§ EXERCISE AIM: Transcribe the material in full. Nothing should differ except that the pictures are left out.

--*--

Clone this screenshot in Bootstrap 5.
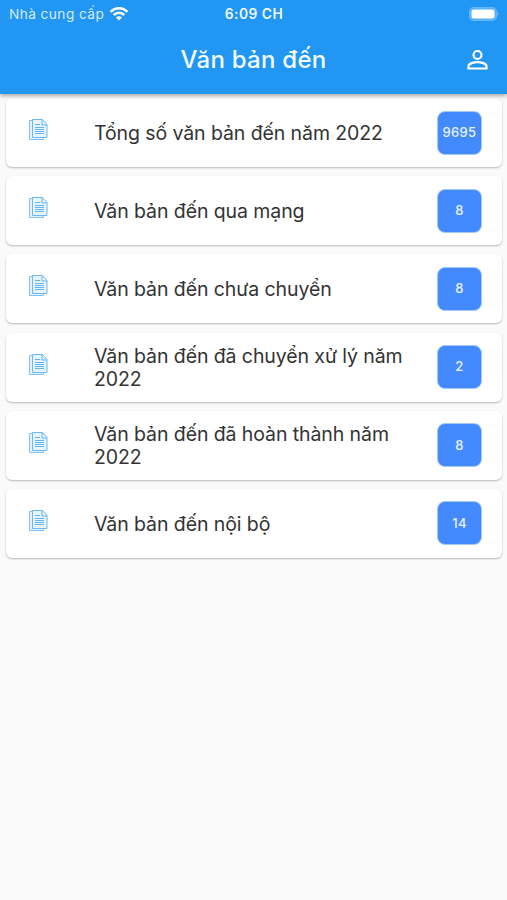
<!DOCTYPE html>
<html lang="vi">
<head>
<meta charset="utf-8">
<meta name="viewport" content="width=device-width, initial-scale=1">
<title>Văn bản đến</title>
<link rel="stylesheet" href="https://cdn.jsdelivr.net/npm/bootstrap@5.3.0/dist/css/bootstrap.min.css">
<style>
body{font-family:Inter,"Noto Sans",sans-serif;background:#fafafa;color:#333;height:900px;overflow:hidden}
.app-head{height:94px;background:#2196f3;box-shadow:0 2px 4px rgba(0,0,0,.32);z-index:2}
.status-row{height:28px;font-size:13.7px;line-height:28px;padding:0 8px 0 9px}
.carrier{color:#d6ecff;letter-spacing:.42px}
.wifi{margin-left:5px;margin-top:-2px}
.clock{font-weight:600;font-size:13.8px;letter-spacing:.5px;color:#eef8ff}
.title-row{height:66px;padding:0 18px}
.app-title{font-size:24px;font-weight:500;line-height:30px;letter-spacing:.25px;color:#f4fbff;margin-top:-2px}
.person{margin-top:-2px}
.doc-list{padding:4.2px 5px 0 6px;gap:9.15px}
.doc-card{height:69px;border:0;border-radius:6px;background:#fff;box-shadow:0 1px 2px rgba(0,0,0,.27)}
.doc-icon{width:20px;margin:-6px 0 0 22px}
.doc-text{width:325px;margin:2px 0 0 46px;font-size:19.5px;line-height:23.3px;letter-spacing:-.09px}
.count-box{width:45px;height:44px;border-radius:8px;background:#448aff;border:1px solid #a5c8f8;color:#e8f2ff;font-size:13px;font-weight:500;letter-spacing:.3px;margin-right:20px}
</style>
<script src="https://cdn.jsdelivr.net/npm/bootstrap@5.3.0/dist/js/bootstrap.bundle.min.js"></script>
</head>
<body>
<svg class="d-none" aria-hidden="true">
  <symbol id="docs" viewBox="0 0 20 23">
    <path d="M4 2.500H1.500v19h14V20" fill="#e3f2fd" stroke="#82c1f5"/>
    <path d="M4.500 1.500h10l4.500 5v13H4.500z" fill="#e6f4ff" stroke="#6bb7f5"/>
    <path d="M14 1.500V7h5M7 6.500h5M7 9.500h9M7 11.500h9M7 13.500h9M7 15.500h9" fill="none" stroke="#64b2f3"/>
  </symbol>
</svg>
<header class="app-head position-relative">
  <div class="status-row row g-0 align-items-center">
    <div class="col d-flex align-items-center">
      <span class="carrier">Nhà cung cấp</span>
      <svg class="wifi" width="20" height="15" viewBox="0 0 20 15" fill="none" stroke="#fff" stroke-width="2.5"><path d="M1.600 5.800a12 12 0 0 1 16.800 0M4.700 9a7.500 7.500 0 0 1 10.600 0"/><path d="M10 14.500l-3-3.100a4.200 4.200 0 0 1 6 0z" fill="#fff" stroke="none"/></svg>
    </div>
    <div class="col-auto clock">6:09 CH</div>
    <div class="col d-flex justify-content-end">
      <svg width="30" height="14" viewBox="0 0 30 14"><rect x=".7" y=".7" width="26.600" height="12.600" rx="3.800" fill="#53aef6" stroke="#6ab9f7" stroke-width="1.200"/><rect x="2.500" y="2.600" width="23" height="8.800" rx="2" fill="#fff"/><path d="M28.400 5v4c1.500-.5 1.500-3.500 0-4z" fill="#7dc1f8"/></svg>
    </div>
  </div>
  <div class="title-row row g-0 align-items-center">
    <div class="col"></div>
    <h1 class="col-auto app-title mb-0">Văn bản đến</h1>
    <div class="col d-flex justify-content-end">
      <svg class="person" width="24" height="24" viewBox="0 0 24 24" fill="none" stroke="#fff" stroke-width="2.200"><circle cx="12.500" cy="7" r="4"/><path d="M3.500 20.500v-2.300c0-2.700 5.600-4.100 9-4.100s9 1.400 9 4.100v2.300z"/></svg>
    </div>
  </div>
</header>
<main class="doc-list d-flex flex-column">
  <div class="doc-card card flex-row align-items-center"><svg class="doc-icon" height="23"><use href="#docs"/></svg><div class="doc-text">Tổng số văn bản đến năm 2022</div><span class="count-box d-flex align-items-center justify-content-center ms-auto">9695</span></div>
  <div class="doc-card card flex-row align-items-center"><svg class="doc-icon" height="23"><use href="#docs"/></svg><div class="doc-text">Văn bản đến qua mạng</div><span class="count-box d-flex align-items-center justify-content-center ms-auto">8</span></div>
  <div class="doc-card card flex-row align-items-center"><svg class="doc-icon" height="23"><use href="#docs"/></svg><div class="doc-text">Văn bản đến chưa chuyển</div><span class="count-box d-flex align-items-center justify-content-center ms-auto">8</span></div>
  <div class="doc-card card flex-row align-items-center"><svg class="doc-icon" height="23"><use href="#docs"/></svg><div class="doc-text">Văn bản đến đã chuyển xử lý năm 2022</div><span class="count-box d-flex align-items-center justify-content-center ms-auto">2</span></div>
  <div class="doc-card card flex-row align-items-center"><svg class="doc-icon" height="23"><use href="#docs"/></svg><div class="doc-text">Văn bản đến đã hoàn thành năm 2022</div><span class="count-box d-flex align-items-center justify-content-center ms-auto">8</span></div>
  <div class="doc-card card flex-row align-items-center"><svg class="doc-icon" height="23"><use href="#docs"/></svg><div class="doc-text">Văn bản đến nội bộ</div><span class="count-box d-flex align-items-center justify-content-center ms-auto">14</span></div>
</main>
</body>
</html>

--*--

§ ANSWER TO THE EXERCISE:
Clone this screenshot in Bootstrap 5.
<!DOCTYPE html>
<html lang="vi">
<head>
<meta charset="utf-8">
<meta name="viewport" content="width=device-width, initial-scale=1">
<title>Văn bản đến</title>
<link rel="stylesheet" href="https://cdn.jsdelivr.net/npm/bootstrap@5.3.0/dist/css/bootstrap.min.css">
<style>
body{font-family:Inter,"Noto Sans",sans-serif;background:#fafafa;color:#333;height:900px;overflow:hidden}
.app-head{height:94px;background:#2196f3;box-shadow:0 2px 4px rgba(0,0,0,.32);z-index:2}
.status-row{height:28px;font-size:13.7px;line-height:28px;padding:0 8px 0 9px}
.carrier{color:#d6ecff;letter-spacing:.42px}
.wifi{margin-left:5px;margin-top:-2px}
.clock{font-weight:600;font-size:13.8px;letter-spacing:.5px;color:#eef8ff}
.title-row{height:66px;padding:0 18px}
.app-title{font-size:24px;font-weight:500;line-height:30px;letter-spacing:.25px;color:#f4fbff;margin-top:-2px}
.person{margin-top:-2px}
.doc-list{padding:4.2px 5px 0 6px;gap:9.15px}
.doc-card{height:69px;border:0;border-radius:6px;background:#fff;box-shadow:0 1px 2px rgba(0,0,0,.27)}
.doc-icon{width:20px;margin:-6px 0 0 22px}
.doc-text{width:325px;margin:2px 0 0 46px;font-size:19.5px;line-height:23.3px;letter-spacing:-.09px}
.count-box{width:45px;height:44px;border-radius:8px;background:#448aff;border:1px solid #a5c8f8;color:#e8f2ff;font-size:13px;font-weight:500;letter-spacing:.3px;margin-right:20px}
</style>
<script src="https://cdn.jsdelivr.net/npm/bootstrap@5.3.0/dist/js/bootstrap.bundle.min.js"></script>
</head>
<body>
<svg class="d-none" aria-hidden="true">
  <symbol id="docs" viewBox="0 0 20 23">
    <path d="M4 2.500H1.500v19h14V20" fill="#e3f2fd" stroke="#82c1f5"/>
    <path d="M4.500 1.500h10l4.500 5v13H4.500z" fill="#e6f4ff" stroke="#6bb7f5"/>
    <path d="M14 1.500V7h5M7 6.500h5M7 9.500h9M7 11.500h9M7 13.500h9M7 15.500h9" fill="none" stroke="#64b2f3"/>
  </symbol>
</svg>
<header class="app-head position-relative">
  <div class="status-row row g-0 align-items-center">
    <div class="col d-flex align-items-center">
      <span class="carrier">Nhà cung cấp</span>
      <svg class="wifi" width="20" height="15" viewBox="0 0 20 15" fill="none" stroke="#fff" stroke-width="2.5"><path d="M1.600 5.800a12 12 0 0 1 16.800 0M4.700 9a7.500 7.500 0 0 1 10.600 0"/><path d="M10 14.500l-3-3.100a4.200 4.200 0 0 1 6 0z" fill="#fff" stroke="none"/></svg>
    </div>
    <div class="col-auto clock">6:09 CH</div>
    <div class="col d-flex justify-content-end">
      <svg width="30" height="14" viewBox="0 0 30 14"><rect x=".7" y=".7" width="26.600" height="12.600" rx="3.800" fill="#53aef6" stroke="#6ab9f7" stroke-width="1.200"/><rect x="2.500" y="2.600" width="23" height="8.800" rx="2" fill="#fff"/><path d="M28.400 5v4c1.500-.5 1.500-3.500 0-4z" fill="#7dc1f8"/></svg>
    </div>
  </div>
  <div class="title-row row g-0 align-items-center">
    <div class="col"></div>
    <h1 class="col-auto app-title mb-0">Văn bản đến</h1>
    <div class="col d-flex justify-content-end">
      <svg class="person" width="24" height="24" viewBox="0 0 24 24" fill="none" stroke="#fff" stroke-width="2.200"><circle cx="12.500" cy="7" r="4"/><path d="M3.500 20.500v-2.300c0-2.700 5.600-4.100 9-4.100s9 1.400 9 4.100v2.300z"/></svg>
    </div>
  </div>
</header>
<main class="doc-list d-flex flex-column">
  <div class="doc-card card flex-row align-items-center"><svg class="doc-icon" height="23"><use href="#docs"/></svg><div class="doc-text">Tổng số văn bản đến năm 2022</div><span class="count-box d-flex align-items-center justify-content-center ms-auto">9695</span></div>
  <div class="doc-card card flex-row align-items-center"><svg class="doc-icon" height="23"><use href="#docs"/></svg><div class="doc-text">Văn bản đến qua mạng</div><span class="count-box d-flex align-items-center justify-content-center ms-auto">8</span></div>
  <div class="doc-card card flex-row align-items-center"><svg class="doc-icon" height="23"><use href="#docs"/></svg><div class="doc-text">Văn bản đến chưa chuyển</div><span class="count-box d-flex align-items-center justify-content-center ms-auto">8</span></div>
  <div class="doc-card card flex-row align-items-center"><svg class="doc-icon" height="23"><use href="#docs"/></svg><div class="doc-text">Văn bản đến đã chuyển xử lý năm 2022</div><span class="count-box d-flex align-items-center justify-content-center ms-auto">2</span></div>
  <div class="doc-card card flex-row align-items-center"><svg class="doc-icon" height="23"><use href="#docs"/></svg><div class="doc-text">Văn bản đến đã hoàn thành năm 2022</div><span class="count-box d-flex align-items-center justify-content-center ms-auto">8</span></div>
  <div class="doc-card card flex-row align-items-center"><svg class="doc-icon" height="23"><use href="#docs"/></svg><div class="doc-text">Văn bản đến nội bộ</div><span class="count-box d-flex align-items-center justify-content-center ms-auto">14</span></div>
</main>
</body>
</html>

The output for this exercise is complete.